Some records
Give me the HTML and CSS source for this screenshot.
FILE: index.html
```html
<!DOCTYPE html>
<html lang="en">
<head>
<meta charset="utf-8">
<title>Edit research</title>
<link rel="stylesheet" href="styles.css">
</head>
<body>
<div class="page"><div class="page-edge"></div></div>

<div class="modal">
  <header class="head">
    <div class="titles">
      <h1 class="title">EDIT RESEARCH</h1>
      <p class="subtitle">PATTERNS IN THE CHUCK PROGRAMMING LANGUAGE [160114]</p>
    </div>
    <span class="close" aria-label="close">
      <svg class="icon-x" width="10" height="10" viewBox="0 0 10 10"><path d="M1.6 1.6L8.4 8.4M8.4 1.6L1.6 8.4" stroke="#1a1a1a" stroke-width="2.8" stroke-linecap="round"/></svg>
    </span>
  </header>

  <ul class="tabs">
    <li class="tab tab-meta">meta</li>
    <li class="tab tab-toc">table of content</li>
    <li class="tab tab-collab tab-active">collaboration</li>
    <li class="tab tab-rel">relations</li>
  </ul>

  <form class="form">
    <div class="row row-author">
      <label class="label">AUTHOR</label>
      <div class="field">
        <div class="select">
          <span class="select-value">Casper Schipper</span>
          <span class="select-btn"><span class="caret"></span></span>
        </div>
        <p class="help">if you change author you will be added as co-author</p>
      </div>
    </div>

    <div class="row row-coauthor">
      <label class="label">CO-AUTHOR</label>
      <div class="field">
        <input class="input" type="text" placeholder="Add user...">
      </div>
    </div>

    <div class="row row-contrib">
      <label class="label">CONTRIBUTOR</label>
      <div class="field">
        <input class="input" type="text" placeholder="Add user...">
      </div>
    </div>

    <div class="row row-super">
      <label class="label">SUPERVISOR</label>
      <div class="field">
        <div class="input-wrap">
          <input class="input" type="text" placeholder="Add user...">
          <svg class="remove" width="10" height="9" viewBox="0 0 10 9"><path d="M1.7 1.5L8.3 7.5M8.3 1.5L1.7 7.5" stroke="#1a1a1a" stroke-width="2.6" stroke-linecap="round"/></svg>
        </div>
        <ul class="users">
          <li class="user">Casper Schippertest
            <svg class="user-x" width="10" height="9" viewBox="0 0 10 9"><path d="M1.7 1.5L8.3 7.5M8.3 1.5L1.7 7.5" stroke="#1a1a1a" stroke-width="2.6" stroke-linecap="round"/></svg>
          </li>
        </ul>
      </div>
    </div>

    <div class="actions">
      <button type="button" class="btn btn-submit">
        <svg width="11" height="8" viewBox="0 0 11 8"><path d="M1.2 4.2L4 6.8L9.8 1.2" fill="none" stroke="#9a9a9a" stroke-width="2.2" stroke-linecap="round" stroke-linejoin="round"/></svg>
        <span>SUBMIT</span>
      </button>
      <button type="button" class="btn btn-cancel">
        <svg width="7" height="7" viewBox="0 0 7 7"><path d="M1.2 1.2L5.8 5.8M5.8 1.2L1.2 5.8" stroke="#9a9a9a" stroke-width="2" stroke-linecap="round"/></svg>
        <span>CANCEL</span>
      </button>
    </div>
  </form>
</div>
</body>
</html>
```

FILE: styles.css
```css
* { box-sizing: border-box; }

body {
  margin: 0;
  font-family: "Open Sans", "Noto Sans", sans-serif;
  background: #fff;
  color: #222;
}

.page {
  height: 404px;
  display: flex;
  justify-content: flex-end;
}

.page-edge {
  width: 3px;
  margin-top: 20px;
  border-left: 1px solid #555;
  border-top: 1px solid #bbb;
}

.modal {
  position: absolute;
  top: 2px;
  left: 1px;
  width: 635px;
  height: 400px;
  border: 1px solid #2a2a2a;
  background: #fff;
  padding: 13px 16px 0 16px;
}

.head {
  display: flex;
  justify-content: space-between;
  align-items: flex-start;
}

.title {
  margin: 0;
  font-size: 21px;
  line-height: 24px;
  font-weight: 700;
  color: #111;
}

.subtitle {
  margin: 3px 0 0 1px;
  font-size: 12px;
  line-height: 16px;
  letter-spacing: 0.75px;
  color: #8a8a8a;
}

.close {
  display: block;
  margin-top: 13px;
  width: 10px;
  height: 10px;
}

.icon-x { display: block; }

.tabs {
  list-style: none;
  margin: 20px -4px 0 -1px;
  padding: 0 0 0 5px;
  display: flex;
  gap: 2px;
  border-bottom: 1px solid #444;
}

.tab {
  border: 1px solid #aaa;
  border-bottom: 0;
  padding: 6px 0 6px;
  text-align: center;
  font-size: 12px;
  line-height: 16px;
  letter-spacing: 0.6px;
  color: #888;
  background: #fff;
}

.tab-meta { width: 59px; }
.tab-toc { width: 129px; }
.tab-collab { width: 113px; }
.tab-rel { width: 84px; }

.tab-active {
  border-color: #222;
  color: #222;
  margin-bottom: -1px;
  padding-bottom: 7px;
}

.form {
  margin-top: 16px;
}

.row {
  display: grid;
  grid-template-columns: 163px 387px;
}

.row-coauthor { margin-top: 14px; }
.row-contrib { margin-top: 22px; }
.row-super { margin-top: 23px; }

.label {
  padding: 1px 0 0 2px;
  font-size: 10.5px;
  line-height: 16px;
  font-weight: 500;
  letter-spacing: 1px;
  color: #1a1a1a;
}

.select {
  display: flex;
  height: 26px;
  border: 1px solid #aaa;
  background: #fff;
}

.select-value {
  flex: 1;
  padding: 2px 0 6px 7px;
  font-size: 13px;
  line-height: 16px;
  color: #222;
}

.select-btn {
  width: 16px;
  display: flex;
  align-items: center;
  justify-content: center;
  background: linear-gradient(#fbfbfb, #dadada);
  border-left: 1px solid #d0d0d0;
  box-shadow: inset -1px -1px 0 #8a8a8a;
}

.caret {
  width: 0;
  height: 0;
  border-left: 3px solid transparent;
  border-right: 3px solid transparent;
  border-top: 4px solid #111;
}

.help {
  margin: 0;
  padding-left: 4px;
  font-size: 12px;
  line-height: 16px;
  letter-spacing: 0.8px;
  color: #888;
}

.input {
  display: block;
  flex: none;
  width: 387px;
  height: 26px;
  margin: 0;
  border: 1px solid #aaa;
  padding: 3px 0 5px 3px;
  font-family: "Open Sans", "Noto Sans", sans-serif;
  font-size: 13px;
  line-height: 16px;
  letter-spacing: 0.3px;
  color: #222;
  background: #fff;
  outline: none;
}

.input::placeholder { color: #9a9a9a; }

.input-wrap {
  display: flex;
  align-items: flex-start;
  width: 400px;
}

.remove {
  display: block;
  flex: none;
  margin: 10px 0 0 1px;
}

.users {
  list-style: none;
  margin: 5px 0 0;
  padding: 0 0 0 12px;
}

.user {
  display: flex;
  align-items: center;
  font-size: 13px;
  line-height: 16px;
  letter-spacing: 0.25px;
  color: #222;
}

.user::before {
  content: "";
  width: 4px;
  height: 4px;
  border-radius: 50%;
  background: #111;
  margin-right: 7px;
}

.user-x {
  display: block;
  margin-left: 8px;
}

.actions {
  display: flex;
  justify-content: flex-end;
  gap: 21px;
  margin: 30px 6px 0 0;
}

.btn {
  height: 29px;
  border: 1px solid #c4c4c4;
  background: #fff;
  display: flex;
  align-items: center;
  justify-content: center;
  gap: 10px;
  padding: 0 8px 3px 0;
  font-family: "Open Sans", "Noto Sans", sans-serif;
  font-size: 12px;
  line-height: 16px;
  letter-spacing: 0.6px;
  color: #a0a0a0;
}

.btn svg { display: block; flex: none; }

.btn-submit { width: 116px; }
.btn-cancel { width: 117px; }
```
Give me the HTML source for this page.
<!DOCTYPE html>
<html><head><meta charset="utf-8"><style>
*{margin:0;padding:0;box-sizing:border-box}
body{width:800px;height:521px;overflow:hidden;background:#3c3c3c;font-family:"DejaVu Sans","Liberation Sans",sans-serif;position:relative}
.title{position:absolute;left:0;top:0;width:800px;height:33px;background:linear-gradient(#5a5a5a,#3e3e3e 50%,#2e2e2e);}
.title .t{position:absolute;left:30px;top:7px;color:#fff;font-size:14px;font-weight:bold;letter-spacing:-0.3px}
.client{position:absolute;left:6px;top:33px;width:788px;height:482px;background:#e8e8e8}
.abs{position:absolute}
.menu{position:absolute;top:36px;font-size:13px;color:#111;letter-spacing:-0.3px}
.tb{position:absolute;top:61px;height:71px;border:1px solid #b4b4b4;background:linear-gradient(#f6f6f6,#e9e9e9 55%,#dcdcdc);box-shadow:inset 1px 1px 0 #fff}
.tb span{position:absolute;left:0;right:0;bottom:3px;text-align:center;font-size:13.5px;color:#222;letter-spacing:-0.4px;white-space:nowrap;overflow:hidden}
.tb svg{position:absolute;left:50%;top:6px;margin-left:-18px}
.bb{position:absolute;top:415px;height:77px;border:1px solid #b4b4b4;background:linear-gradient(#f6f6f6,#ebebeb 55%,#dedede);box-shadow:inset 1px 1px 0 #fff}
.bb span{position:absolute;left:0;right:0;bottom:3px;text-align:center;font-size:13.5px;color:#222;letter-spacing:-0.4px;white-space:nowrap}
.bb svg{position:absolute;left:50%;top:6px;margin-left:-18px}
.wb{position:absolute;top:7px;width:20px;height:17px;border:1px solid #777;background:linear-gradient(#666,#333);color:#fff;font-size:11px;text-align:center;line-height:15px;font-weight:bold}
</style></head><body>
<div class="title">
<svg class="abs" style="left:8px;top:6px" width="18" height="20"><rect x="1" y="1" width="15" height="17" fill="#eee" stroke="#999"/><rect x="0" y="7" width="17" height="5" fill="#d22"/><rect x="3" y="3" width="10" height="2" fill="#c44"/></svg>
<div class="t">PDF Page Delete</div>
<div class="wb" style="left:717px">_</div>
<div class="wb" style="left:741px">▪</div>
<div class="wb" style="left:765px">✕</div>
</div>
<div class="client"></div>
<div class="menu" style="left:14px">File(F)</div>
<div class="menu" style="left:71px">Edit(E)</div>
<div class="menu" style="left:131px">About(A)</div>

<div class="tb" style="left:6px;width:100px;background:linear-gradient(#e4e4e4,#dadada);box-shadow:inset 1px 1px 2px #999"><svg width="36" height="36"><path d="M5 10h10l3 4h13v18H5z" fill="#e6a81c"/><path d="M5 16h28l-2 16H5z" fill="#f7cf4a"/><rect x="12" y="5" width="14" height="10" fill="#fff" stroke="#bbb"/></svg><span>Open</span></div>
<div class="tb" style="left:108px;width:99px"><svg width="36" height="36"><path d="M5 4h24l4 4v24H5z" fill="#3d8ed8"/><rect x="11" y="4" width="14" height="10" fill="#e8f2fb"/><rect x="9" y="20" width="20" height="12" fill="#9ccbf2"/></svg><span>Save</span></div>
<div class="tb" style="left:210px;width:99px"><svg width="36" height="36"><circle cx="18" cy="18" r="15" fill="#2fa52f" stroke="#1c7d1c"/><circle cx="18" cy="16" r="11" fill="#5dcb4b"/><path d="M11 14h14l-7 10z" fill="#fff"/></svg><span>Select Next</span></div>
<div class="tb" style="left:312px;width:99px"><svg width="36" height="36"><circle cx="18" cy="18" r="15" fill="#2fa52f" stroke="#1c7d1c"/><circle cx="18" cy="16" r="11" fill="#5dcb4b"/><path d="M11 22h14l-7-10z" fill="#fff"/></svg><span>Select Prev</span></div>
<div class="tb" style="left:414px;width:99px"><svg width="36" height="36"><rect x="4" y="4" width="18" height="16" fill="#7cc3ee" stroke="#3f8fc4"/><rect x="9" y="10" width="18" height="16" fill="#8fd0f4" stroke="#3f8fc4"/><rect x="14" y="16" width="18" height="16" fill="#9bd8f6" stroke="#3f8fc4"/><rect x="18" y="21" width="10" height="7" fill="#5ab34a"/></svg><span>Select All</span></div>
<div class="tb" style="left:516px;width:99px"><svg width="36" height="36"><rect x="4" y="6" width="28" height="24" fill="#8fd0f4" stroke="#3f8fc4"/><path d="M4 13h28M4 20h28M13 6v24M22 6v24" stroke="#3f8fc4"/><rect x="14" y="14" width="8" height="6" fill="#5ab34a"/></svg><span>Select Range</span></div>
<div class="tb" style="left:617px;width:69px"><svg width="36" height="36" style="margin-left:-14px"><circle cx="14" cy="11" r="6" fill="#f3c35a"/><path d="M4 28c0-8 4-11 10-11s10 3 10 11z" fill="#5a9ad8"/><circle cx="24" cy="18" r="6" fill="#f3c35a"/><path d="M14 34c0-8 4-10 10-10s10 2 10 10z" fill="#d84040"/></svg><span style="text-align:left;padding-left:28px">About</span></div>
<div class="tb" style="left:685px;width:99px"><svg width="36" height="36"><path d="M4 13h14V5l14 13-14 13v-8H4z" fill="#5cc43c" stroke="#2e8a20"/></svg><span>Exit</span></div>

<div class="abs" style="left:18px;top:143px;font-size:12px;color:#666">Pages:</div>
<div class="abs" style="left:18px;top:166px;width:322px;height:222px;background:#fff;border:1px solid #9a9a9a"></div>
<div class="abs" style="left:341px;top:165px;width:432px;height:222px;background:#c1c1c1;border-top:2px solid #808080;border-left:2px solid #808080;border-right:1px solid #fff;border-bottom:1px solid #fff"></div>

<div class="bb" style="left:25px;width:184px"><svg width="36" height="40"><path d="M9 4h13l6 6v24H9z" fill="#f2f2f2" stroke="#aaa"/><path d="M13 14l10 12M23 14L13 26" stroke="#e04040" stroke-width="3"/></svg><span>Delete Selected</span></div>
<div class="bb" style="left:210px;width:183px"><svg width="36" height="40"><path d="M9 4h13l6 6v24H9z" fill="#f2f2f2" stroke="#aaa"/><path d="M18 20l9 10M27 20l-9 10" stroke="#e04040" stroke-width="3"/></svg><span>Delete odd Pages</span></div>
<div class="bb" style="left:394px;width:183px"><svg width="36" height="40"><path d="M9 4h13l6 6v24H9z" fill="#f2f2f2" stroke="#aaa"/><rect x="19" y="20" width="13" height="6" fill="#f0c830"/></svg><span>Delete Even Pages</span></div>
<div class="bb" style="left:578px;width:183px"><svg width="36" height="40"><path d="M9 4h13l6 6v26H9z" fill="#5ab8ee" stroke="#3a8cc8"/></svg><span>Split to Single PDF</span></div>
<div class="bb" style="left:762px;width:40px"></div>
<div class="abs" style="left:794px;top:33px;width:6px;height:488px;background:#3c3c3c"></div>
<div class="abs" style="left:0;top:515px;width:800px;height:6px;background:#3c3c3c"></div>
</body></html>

SHORT TASK:
Go over the records above and tally each line that includes "this". Give the total by itself.

WRITTEN REPLY:
2